What To Do When You Get One
Once you understand the denial, your response depends on the root cause behind the adjustment. The steps below cover the most common next steps for resolving this denial.
- Receive PR-204 denial -> Review the EOB and identify the root cause.
- Coding or plan error -> Verify HCPCS or CPT codes and the billed payer -> Correct and resubmit the claim.
- Covered and necessary item -> Gather clinical notes and a letter of medical necessity -> File a redetermination through the payer portal within 90 to 180 days.
- Strict plan exclusion -> Confirm plan exclusion language, network status, and ABN or No Surprises Act rules -> Bill the patient or process a write-off.
- Repeat denials -> Implement front-end eligibility checks and prior authorization tracking -> Prevent future PR-204 adjustments.
If you decide to appeal, Noridian encourages filing through the Noridian Medicare Portal after reviewing the LCD and documentation checklists.
If the plan strictly excludes the service, the amount may shift to the patient, but only when allowed.
The PR group code signals potential liability, not automatic billing authority. You must confirm plan exclusion language, network status, and ABN or No Surprises Act rules first.
Preventing PR-204 in DME
PR-204 points to a front-end problem, which is why prevention beats appeal. CompliantRx was built by a DME operator to check coverage rules, clinical documentation, and prior authorization at intake, before a non-covered item ever reaches the payer.
Real-Time Eligibility and Benefit Checks
Our platform validates which codes are covered under the patient’s active policy before submission, flagging excluded items at intake. This helps keep non-covered equipment out of the billing queue.
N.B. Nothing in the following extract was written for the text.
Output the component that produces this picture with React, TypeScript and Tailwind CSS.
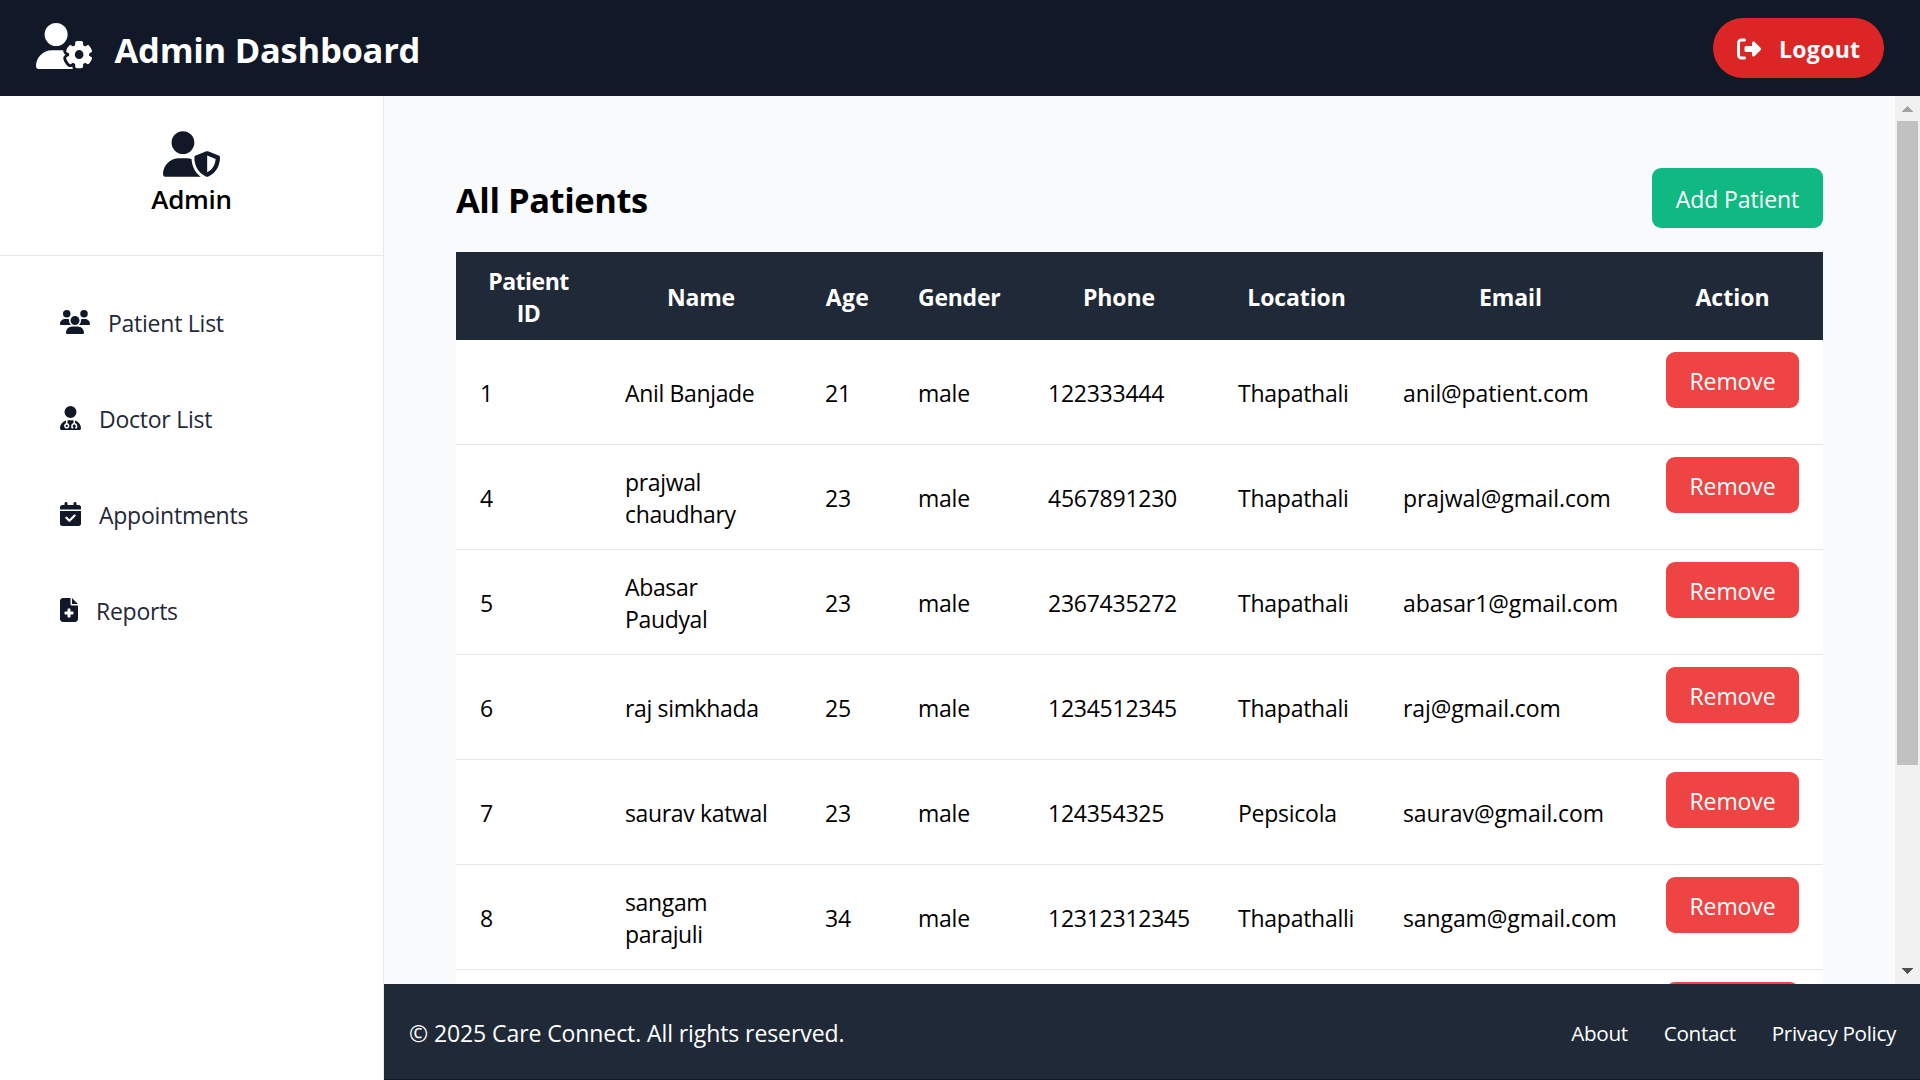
import React from "react";
import {
  FaCalendarCheck,
  FaFileMedical,
  FaRightFromBracket,
  FaUserDoctor,
  FaUserGear,
  FaUserShield,
  FaUsers,
} from "react-icons/fa6";

const navItems = [
  { label: "Patient List", icon: <FaUsers className="h-6 w-[30px]" /> },
  { label: "Doctor List", icon: <FaUserDoctor className="h-6 w-[21px]" /> },
  { label: "Appointments", icon: <FaCalendarCheck className="h-6 w-[21px]" /> },
  { label: "Reports", icon: <FaFileMedical className="h-6 w-[18px]" /> },
];

const columns = [
  { label: "Patient ID", width: "w-[145px]", tracking: "tracking-[-0.5px]" },
  { label: "Name", width: "w-[200px]", tracking: "tracking-[-0.25px]" },
  { label: "Age", width: "w-[93px]", tracking: "tracking-[0.3px]" },
  { label: "Gender", width: "w-[130px]", tracking: "tracking-[-0.25px]" },
  { label: "Phone", width: "w-[190px]", tracking: "tracking-[-0.1px]" },
  { label: "Location", width: "w-[165px]", tracking: "tracking-[-0.1px]" },
  { label: "Email", width: "w-[263px]", tracking: "tracking-[-0.1px]" },
  { label: "Action", width: "w-[181px]", tracking: "tracking-normal" },
];

const patients = [
  { id: 1, name: "Anil Banjade", age: 21, gender: "male", phone: "122333444", location: "Thapathali", email: "anil@patient.com" },
  { id: 4, name: "prajwal chaudhary", age: 23, gender: "male", phone: "4567891230", location: "Thapathali", email: "prajwal@gmail.com" },
  { id: 5, name: "Abasar Paudyal", age: 23, gender: "male", phone: "2367435272", location: "Thapathali", email: "abasar1@gmail.com" },
  { id: 6, name: "raj simkhada", age: 25, gender: "male", phone: "1234512345", location: "Thapathali", email: "raj@gmail.com" },
  { id: 7, name: "saurav katwal", age: 23, gender: "male", phone: "124354325", location: "Pepsicola", email: "saurav@gmail.com" },
  { id: 8, name: "sangam parajuli", age: 34, gender: "male", phone: "12312312345", location: "Thapathalli", email: "sangam@gmail.com" },
];

function Header() {
  return (
    <header className="flex h-24 shrink-0 items-center justify-between bg-[#111827] px-9 text-white">
      <div className="flex items-center">
        <FaUserGear className="-mt-1 h-[46px] w-[57.5px]" />
        <h1 className="ml-[21px] pt-[3px] text-[34.5px] leading-[48px] font-bold tracking-[-0.25px]">Admin Dashboard</h1>
      </div>
      <button className="flex h-[60px] w-[171px] items-center rounded-full bg-[#dc2626] pl-6">
        <FaRightFromBracket className="size-6 shrink-0 translate-y-px" />
        <span className="ml-[18px] pt-[2px] text-[23px] leading-8 font-bold tracking-[0.3px]">Logout</span>
      </button>
    </header>
  );
}

function Sidebar() {
  return (
    <aside className="flex w-96 shrink-0 flex-col border-r border-[#e5e7eb] bg-white">
      <div className="flex h-40 flex-col items-center border-b border-[#e5e7eb] pt-[35px]">
        <FaUserShield className="h-[46px] w-[57px] text-[#111827]" />
        <h2 className="mt-1 text-[26px] leading-9 font-semibold tracking-[-0.3px]">Admin</h2>
      </div>
      <nav className="flex flex-col gap-6 px-[60px] pt-[30px]">
        {navItems.map((item) => (
          <a key={item.label} className="flex h-[72px] items-center gap-[18px]">
            <span className="text-[#111827]">{item.icon}</span>
            <span className="pt-px tracking-[-0.25px] text-[#1f2937]">{item.label}</span>
          </a>
        ))}
      </nav>
    </aside>
  );
}

function RemoveButton() {
  return (
    <button className="flex h-14 w-[133px] justify-center rounded-[9px] bg-[#ef4444] pt-[13px] tracking-[-0.1px] text-white">
      Remove
    </button>
  );
}

function PatientTable() {
  return (
    <table className="w-[1367px] table-fixed border-separate border-spacing-0 bg-white">
      <thead className="bg-[#1f2937] text-white">
        <tr className="h-[88px]">
          {columns.map((col) => (
            <th key={col.label} className={`${col.width} ${col.tracking} px-6 pt-[2px] text-center align-middle font-bold`}>
              {col.label}
            </th>
          ))}
        </tr>
      </thead>
      <tbody>
        {patients.map((p) => (
          <tr key={p.id} className="h-[105px] *:border-b *:border-[#e5e7eb] *:pl-6 *:tracking-[-0.25px]">
            <td className="pt-[2px]">{p.id}</td>
            <td className="pt-[2px] pr-6">
              <span className="tracking-[-0.35px]">{p.name}</span>
            </td>
            <td className="pt-[2px]">{p.age}</td>
            <td className="pt-[2px]">{p.gender}</td>
            <td className="pt-[2px]">{p.phone}</td>
            <td className="pt-[2px]">{p.location}</td>
            <td className="pt-[2px]">
              <span className="tracking-[-0.1px]">{p.email}</span>
            </td>
            <td className="pt-3 align-top">
              <RemoveButton />
            </td>
          </tr>
        ))}
        <tr className="h-[105px]">
          <td colSpan={7} />
          <td className="pt-3 pl-6 align-top">
            <div className="h-14 w-[133px] rounded-[9px] bg-[#ef4444]" />
          </td>
        </tr>
      </tbody>
    </table>
  );
}

function Scrollbar() {
  return (
    <div className="flex w-[25px] shrink-0 flex-col items-center bg-[#f1f1f1]">
      <svg className="h-[25px] w-[25px] shrink-0" viewBox="0 0 25 25" shapeRendering="crispEdges">
        <path d="M7 16 L12.5 10 L18 16 Z" fill="#a3a3a3" />
      </svg>
      <div className="h-[644px] w-[21px] bg-[#c1c1c1]" />
      <svg className="mt-auto h-[25px] w-[25px] shrink-0" viewBox="0 0 25 25" shapeRendering="crispEdges">
        <path d="M7 9 L18 9 L12.5 15 Z" fill="#505050" />
      </svg>
    </div>
  );
}

function Footer() {
  return (
    <footer className="flex h-24 shrink-0 items-center justify-between border-b border-[#111827] bg-[#1f2937] px-6 text-white">
      <p className="pt-[3px] pl-px tracking-[-0.09px]">© 2025 Care Connect. All rights reserved.</p>
      <div className="flex gap-9 pt-[3px] text-[20.7px] tracking-[-0.35px]">
        <a>About</a>
        <a>Contact</a>
        <a>Privacy Policy</a>
      </div>
    </footer>
  );
}

export default function App() {
  return (
    <div className="flex h-[1080px] w-[1920px] flex-col overflow-hidden bg-white font-['Open_Sans','Noto_Sans',sans-serif] text-[23px] leading-8 text-black">
      <Header />
      <div className="flex min-h-0 flex-1">
        <Sidebar />
        <div className="flex min-w-0 flex-1 flex-col">
          <div className="flex min-h-0 flex-1">
            <main className="min-w-0 flex-1 overflow-hidden bg-[#f9fafc] px-[72px] pt-[72px]">
              <div className="mb-6 flex h-[60px] items-center justify-between">
                <h2 className="pt-1 text-[34.5px] leading-[48px] font-bold tracking-[-0.45px]">All Patients</h2>
                <button className="h-[60px] w-[171px] rounded-[9px] bg-[#10b981] pt-[2px] tracking-[-0.1px] text-white">
                  Add Patient
                </button>
              </div>
              <PatientTable />
            </main>
            <Scrollbar />
          </div>
          <Footer />
        </div>
      </div>
    </div>
  );
}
AI-Powered Documentation Auditing
AI Medical Record Review scans incoming faxes and notes against the applicable rules to confirm the documentation supports medical necessity. Ask Noel® delivers product-specific compliance answers to guide your intake staff through complex payer rules.
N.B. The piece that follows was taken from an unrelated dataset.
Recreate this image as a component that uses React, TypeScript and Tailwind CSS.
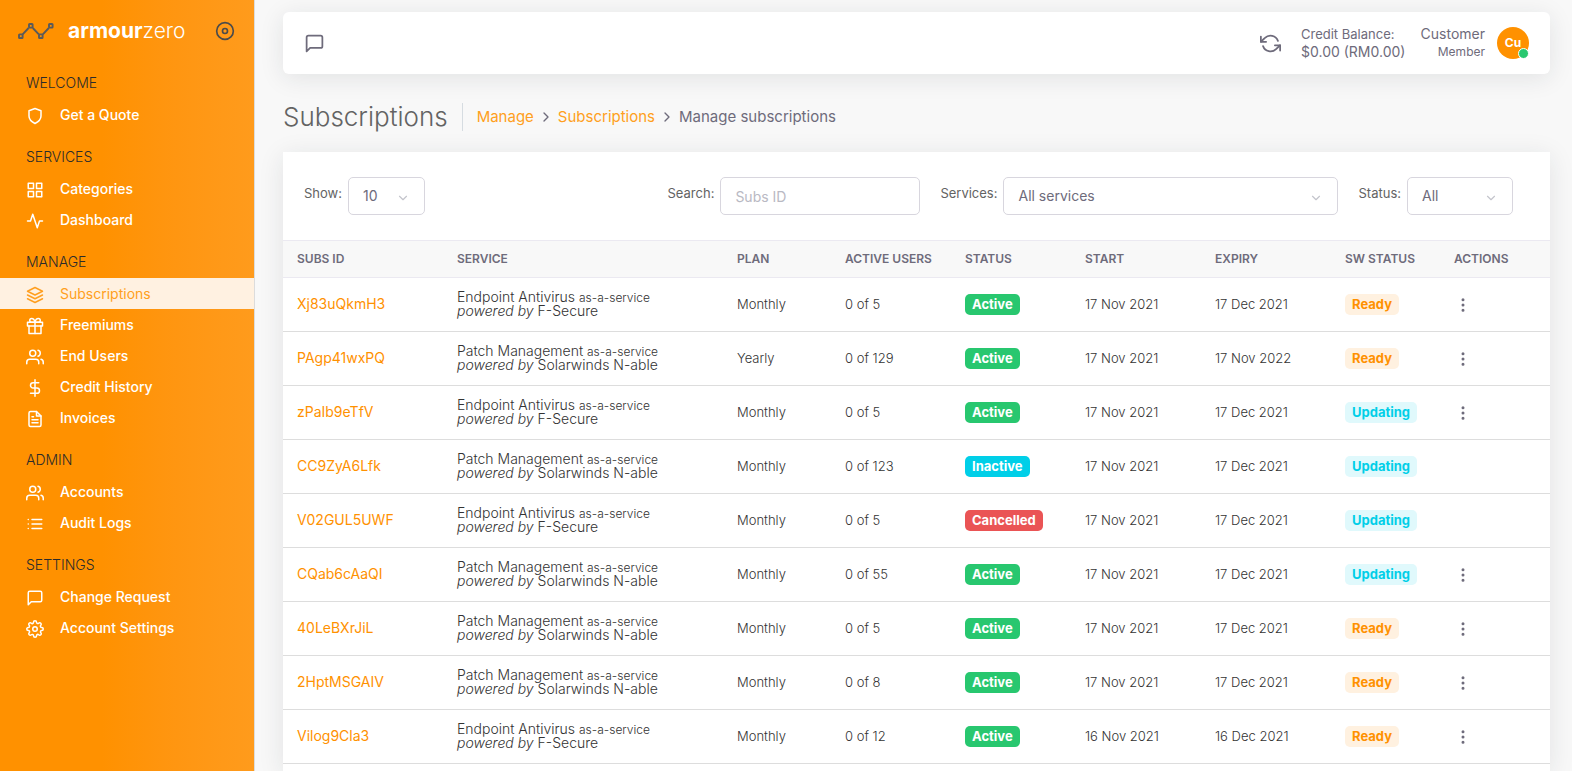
import { useState } from "react";
import type { ReactNode } from "react";
import type { IconType } from "react-icons";
import {
	FiActivity,
	FiChevronDown,
	FiChevronRight,
	FiDisc,
	FiDollarSign,
	FiFileText,
	FiGift,
	FiGrid,
	FiLayers,
	FiList,
	FiMessageSquare,
	FiMoreVertical,
	FiRefreshCcw,
	FiSettings,
	FiShield,
	FiUsers,
} from "react-icons/fi";

interface NavItem {
	label: string;
	icon: IconType;
}

interface NavGroup {
	title: string;
	items: NavItem[];
}

interface Subscription {
	id: string;
	service: string;
	vendor: string;
	plan: string;
	users: string;
	status: string;
	start: string;
	expiry: string;
	swStatus: string;
	hasActions: boolean;
}

const NAV_GROUPS: NavGroup[] = [
	{ title: "WELCOME", items: [{ label: "Get a Quote", icon: FiShield }] },
	{
		title: "SERVICES",
		items: [
			{ label: "Categories", icon: FiGrid },
			{ label: "Dashboard", icon: FiActivity },
		],
	},
	{
		title: "MANAGE",
		items: [
			{ label: "Subscriptions", icon: FiLayers },
			{ label: "Freemiums", icon: FiGift },
			{ label: "End Users", icon: FiUsers },
			{ label: "Credit History", icon: FiDollarSign },
			{ label: "Invoices", icon: FiFileText },
		],
	},
	{
		title: "ADMIN",
		items: [
			{ label: "Accounts", icon: FiUsers },
			{ label: "Audit Logs", icon: FiList },
		],
	},
	{
		title: "SETTINGS",
		items: [
			{ label: "Change Request", icon: FiMessageSquare },
			{ label: "Account Settings", icon: FiSettings },
		],
	},
];

const ENDPOINT = { service: "Endpoint Antivirus", vendor: "F-Secure" };
const PATCH = { service: "Patch Management", vendor: "Solarwinds N-able" };

const SUBSCRIPTIONS: Subscription[] = [
	{ id: "Xj83uQkmH3", ...ENDPOINT, plan: "Monthly", users: "0 of 5", status: "Active", start: "17 Nov 2021", expiry: "17 Dec 2021", swStatus: "Ready", hasActions: true },
	{ id: "PAgp41wxPQ", ...PATCH, plan: "Yearly", users: "0 of 129", status: "Active", start: "17 Nov 2021", expiry: "17 Nov 2022", swStatus: "Ready", hasActions: true },
	{ id: "zPaIb9eTfV", ...ENDPOINT, plan: "Monthly", users: "0 of 5", status: "Active", start: "17 Nov 2021", expiry: "17 Dec 2021", swStatus: "Updating", hasActions: true },
	{ id: "CC9ZyA6Lfk", ...PATCH, plan: "Monthly", users: "0 of 123", status: "Inactive", start: "17 Nov 2021", expiry: "17 Dec 2021", swStatus: "Updating", hasActions: false },
	{ id: "V02GUL5UWF", ...ENDPOINT, plan: "Monthly", users: "0 of 5", status: "Cancelled", start: "17 Nov 2021", expiry: "17 Dec 2021", swStatus: "Updating", hasActions: false },
	{ id: "CQab6cAaQI", ...PATCH, plan: "Monthly", users: "0 of 55", status: "Active", start: "17 Nov 2021", expiry: "17 Dec 2021", swStatus: "Updating", hasActions: true },
	{ id: "40LeBXrJiL", ...PATCH, plan: "Monthly", users: "0 of 5", status: "Active", start: "17 Nov 2021", expiry: "17 Dec 2021", swStatus: "Ready", hasActions: true },
	{ id: "2HptMSGAIV", ...PATCH, plan: "Monthly", users: "0 of 8", status: "Active", start: "17 Nov 2021", expiry: "17 Dec 2021", swStatus: "Ready", hasActions: true },
	{ id: "Vilog9Cla3", ...ENDPOINT, plan: "Monthly", users: "0 of 12", status: "Active", start: "16 Nov 2021", expiry: "16 Dec 2021", swStatus: "Ready", hasActions: true },
];

const COLUMNS = [
	{ label: "SUBS ID", width: "w-[160px]" },
	{ label: "SERVICE", width: "" },
	{ label: "PLAN", width: "w-[108px]" },
	{ label: "ACTIVE USERS", width: "w-[120px]" },
	{ label: "STATUS", width: "w-[120px]" },
	{ label: "START", width: "w-[130px]" },
	{ label: "EXPIRY", width: "w-[130px]" },
	{ label: "SW STATUS", width: "w-[109px]" },
	{ label: "ACTIONS", width: "w-[110px]" },
];

const getBadgeColor = (status: string) => {
	const colors: Record<string, string> = {
		Active: "bg-[#28c76f] text-white",
		Inactive: "bg-[#00cfe8] text-white",
		Cancelled: "bg-[#ea5455] text-white",
		Ready: "bg-[#fff1e0] text-[#ff9100]",
		Updating: "bg-[#e0f9fc] text-[#00cfe8]",
	};
	return colors[status] || "bg-gray-100 text-gray-800";
};

const Badge = ({ status }: { status: string }) => (
	<span className={`inline-flex h-[21px] items-center rounded-[5px] px-[7px] text-[13px] font-bold ${getBadgeColor(status)}`}>
		{status}
	</span>
);

const LogoMark = () => (
	<svg viewBox="0 0 38 18" className="h-[18px] w-[38px]" fill="none" stroke="#5a5a5a" strokeWidth="1.9">
		<path d="M4.6 12.4 10.6 6M14.8 6l6 6.4M24.8 12.4l6-6.4" />
		<rect x="1" y="12.4" width="3.6" height="3.6" rx="0.6" />
		<rect x="11" y="2" width="3.6" height="3.6" rx="0.6" />
		<rect x="21" y="12.4" width="3.6" height="3.6" rx="0.6" />
		<rect x="31" y="2" width="3.6" height="3.6" rx="0.6" />
	</svg>
);

const Sidebar = () => (
	<aside className="w-[255px] flex-shrink-0 border-r border-[#dcdcdc] bg-linear-to-r from-[#ff9100] from-40% to-[#ff9b1c]">
		<div className="flex h-14 items-center pt-1.5 pr-[19px] pl-[18px]">
			<LogoMark />
			<a href="#" className="ml-3 text-[21px] leading-6 text-white">
				<span className="font-bold">armour</span>
				<span className="font-light">zero</span>
			</a>
			<button type="button" aria-label="Toggle menu" className="ml-auto text-[#4b4b4b]">
				<FiDisc className="h-5 w-5" />
			</button>
		</div>
		<nav>
			{NAV_GROUPS.map((group) => (
				<div key={group.title}>
					<h2 className="h-[43px] pt-[18px] pl-[26px] text-sm leading-[18px] font-light text-[#2b2b2b]">{group.title}</h2>
					<ul>
						{group.items.map(({ label, icon: Icon }) => (
							<li key={label}>
								<a
									href="#"
									className={`flex h-[31px] items-center gap-4 pl-[26px] text-sm ${
										label === "Subscriptions" ? "bg-[#fff1e1] text-[#ff9f20]" : "font-medium text-white"
									}`}
								>
									<Icon className="mt-0.5 h-[18px] w-[18px]" />
									{label}
								</a>
							</li>
						))}
					</ul>
				</div>
			))}
		</nav>
	</aside>
);

const Topbar = () => (
	<header className="flex h-[62px] flex-shrink-0 items-center rounded-md bg-white px-[21px] text-[#6e6b7b] shadow-[0_4px_24px_0_rgba(34,41,47,0.1)]">
		<button type="button" aria-label="Messages">
			<FiMessageSquare className="h-[21px] w-[21px]" />
		</button>
		<button type="button" aria-label="Refresh" className="ml-auto">
			<FiRefreshCcw className="h-[21px] w-[21px]" />
		</button>
		<div className="ml-5 min-w-[108px]">
			<p className="text-[13px] leading-[18px]">Credit Balance:</p>
			<p className="text-sm leading-[18px]">$0.00 (RM0.00)</p>
		</div>
		<div className="ml-2.5 min-w-[66px] text-right">
			<p className="text-sm leading-[18px]">Customer</p>
			<p className="text-xs leading-[18px]">Member</p>
		</div>
		<div className="relative ml-3 flex h-8 w-8 items-center justify-center rounded-full bg-[#ff9100] text-xs font-bold text-white">
			Cu
			<span className="absolute right-0 bottom-0 h-[11px] w-[11px] rounded-full border border-white bg-[#28c76f]"></span>
		</div>
	</header>
);

const Breadcrumb = () => (
	<div className="mt-[29px] flex h-7 flex-shrink-0 items-center">
		<h1 className="border-r border-[#d6dce1] pr-3.5 text-[26px] leading-7 font-light text-[#636363]">Subscriptions</h1>
		<nav className="flex items-center gap-1 pl-3.5 text-[15px] text-[#6e6b7b]">
			<a href="#" className="text-[#ff9f20]">Manage</a>
			<FiChevronRight className="h-4 w-4" />
			<a href="#" className="text-[#ff9f20]">Subscriptions</a>
			<FiChevronRight className="h-4 w-4" />
			<span>Manage subscriptions</span>
		</nav>
	</div>
);

interface FieldProps {
	id: string;
	label: string;
	children: ReactNode;
}

const Field = ({ id, label, children }: FieldProps) => (
	<div className="flex items-center gap-1.5">
		<label htmlFor={id} className="pb-1 text-[13px] text-[#636363]">{label}</label>
		{children}
	</div>
);

interface SelectProps {
	id: string;
	options: string[];
	width: string;
}

const Select = ({ id, options, width }: SelectProps) => (
	<div className={`relative ${width}`}>
		<select id={id} className="h-[38px] w-full appearance-none rounded-[5px] border border-[#d8d6de] bg-white pl-3.5 text-sm text-[#6e6b7b]">
			{options.map((o) => (
				<option key={o}>{o}</option>
			))}
		</select>
		<FiChevronDown className="pointer-events-none absolute top-3.5 right-[15px] h-3.5 w-3.5 text-[#c4c5cc]" />
	</div>
);

const SubscriptionTable = () => (
	<table className="w-full table-fixed border-separate border-spacing-0 text-left text-[13px] text-[#333333]">
		<thead>
			<tr className="h-[38px] bg-[#f8f8f8] text-xs text-[#6e6b7b]">
				{COLUMNS.map((c) => (
					<th key={c.label} className={`border-y border-[#ebe9f1] pl-3.5 font-semibold whitespace-nowrap ${c.width}`}>{c.label}</th>
				))}
			</tr>
		</thead>
		<tbody>
			{SUBSCRIPTIONS.map((s) => (
				<tr key={s.id} className="h-[54px] font-light *:border-b *:border-[#dddddd] *:pl-3.5">
					<td><a href="#" className="text-sm font-normal text-[#ff9100]">{s.id}</a></td>
					<td className="pb-0.5 text-sm leading-[14px]">
						<p className="leading-[14px]">
							{s.service} <span className="text-xs leading-[13px]">as-a-service</span>
						</p>
						<p className="leading-[14px]">
							<i>powered by</i> {s.vendor}
						</p>
					</td>
					<td>{s.plan}</td>
					<td>{s.users}</td>
					<td><Badge status={s.status} /></td>
					<td>{s.start}</td>
					<td>{s.expiry}</td>
					<td><Badge status={s.swStatus} /></td>
					<td>
						{s.hasActions && (
							<button type="button" aria-label={`Actions for ${s.id}`} className="block text-[#6e6b7b]">
								<FiMoreVertical className="h-[18px] w-[18px]" />
							</button>
						)}
					</td>
				</tr>
			))}
		</tbody>
	</table>
);

const App = () => {
	const [search, setSearch] = useState("");

	return (
		<div className="flex h-screen overflow-hidden bg-[#f8f8f8] font-['Inter',sans-serif]">
			<Sidebar />
			<main className="flex min-w-0 flex-1 flex-col pt-3 pr-[22px] pl-7">
				<Topbar />
				<Breadcrumb />
				<section className="mt-[21px] min-h-0 flex-1 bg-white shadow-[0_4px_24px_0_rgba(34,41,47,0.1)]">
					<div className="flex h-[88px] items-center gap-5 pr-[37px] pl-[21px]">
						<Field id="show" label="Show:">
							<Select id="show" options={["10", "25", "50"]} width="w-[77px]" />
						</Field>
						<div className="flex-1"></div>
						<Field id="search" label="Search:">
							<input
								id="search"
								type="text"
								value={search}
								onChange={(e) => setSearch(e.target.value)}
								placeholder="Subs ID"
								className="h-[38px] w-[200px] rounded-[5px] border border-[#d8d6de] px-3.5 text-sm text-[#6e6b7b] placeholder:text-[#b9b9c3]"
							/>
						</Field>
						<Field id="services" label="Services:">
							<Select id="services" options={["All services", "Endpoint Antivirus", "Patch Management"]} width="w-[335px]" />
						</Field>
						<Field id="status" label="Status:">
							<Select id="status" options={["All", "Active", "Inactive", "Cancelled"]} width="w-[106px]" />
						</Field>
					</div>
					<SubscriptionTable />
				</section>
			</main>
		</div>
	);
};

export default App;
Pre-Authorization Management
CompliantRx identifies services requiring prior authorization and tracks approval numbers to help prevent rejections from missing or expired authorizations.

Automated Coverage Rules
The platform cross-checks items against payer-specific LCD and NCD guidelines. Addendum Intelligence™ generates payer-compliant addendum requests when gaps appear, and Intelligent Data Extraction pulls patient and physician details from records. It connects with systems of record like Brightree and NikoHealth, with HIPAA-compliant data handling and audit trails.

Key Takeaways: Make PR-204 a Front-End Catch
The PR-204 denial code description comes down to one issue: the equipment is not a covered benefit, often due to same-or-similar conflicts, LCD criteria, or coverage lapsing between referral and delivery.
The fix is front-end verification of coverage and equipment history before the item ships. Schedule a demo to see how CompliantRx flags non-covered items at intake.
FAQs
1. Is PR-204 the same as the PR204 denial code?
Yes, the PR204 denial code is the no-hyphen shorthand for PR-204, pairing the Patient Responsibility group code with CARC 204. Both indicate a service not covered under the patient’s current benefit plan.
2. Does PR-204 mean my claim was rejected for a typo?
No, the code appears after adjudication, meaning the payer accepted and processed the claim. It reflects a coverage decision based on plan design, not a formatting or routing error.
3. Can I always bill the patient after a PR-204?
No, the PR group code signals potential patient liability, not automatic billing authority. Whether you can bill depends on plan exclusion language, network status, and ABN or No Surprises Act rules.
4. Can CompliantRx check same-or-similar history before delivery?
Yes, our platform cross-checks submitted items against payer coverage rules and LCD criteria at intake. This helps flag same-or-similar conflicts before the equipment ships.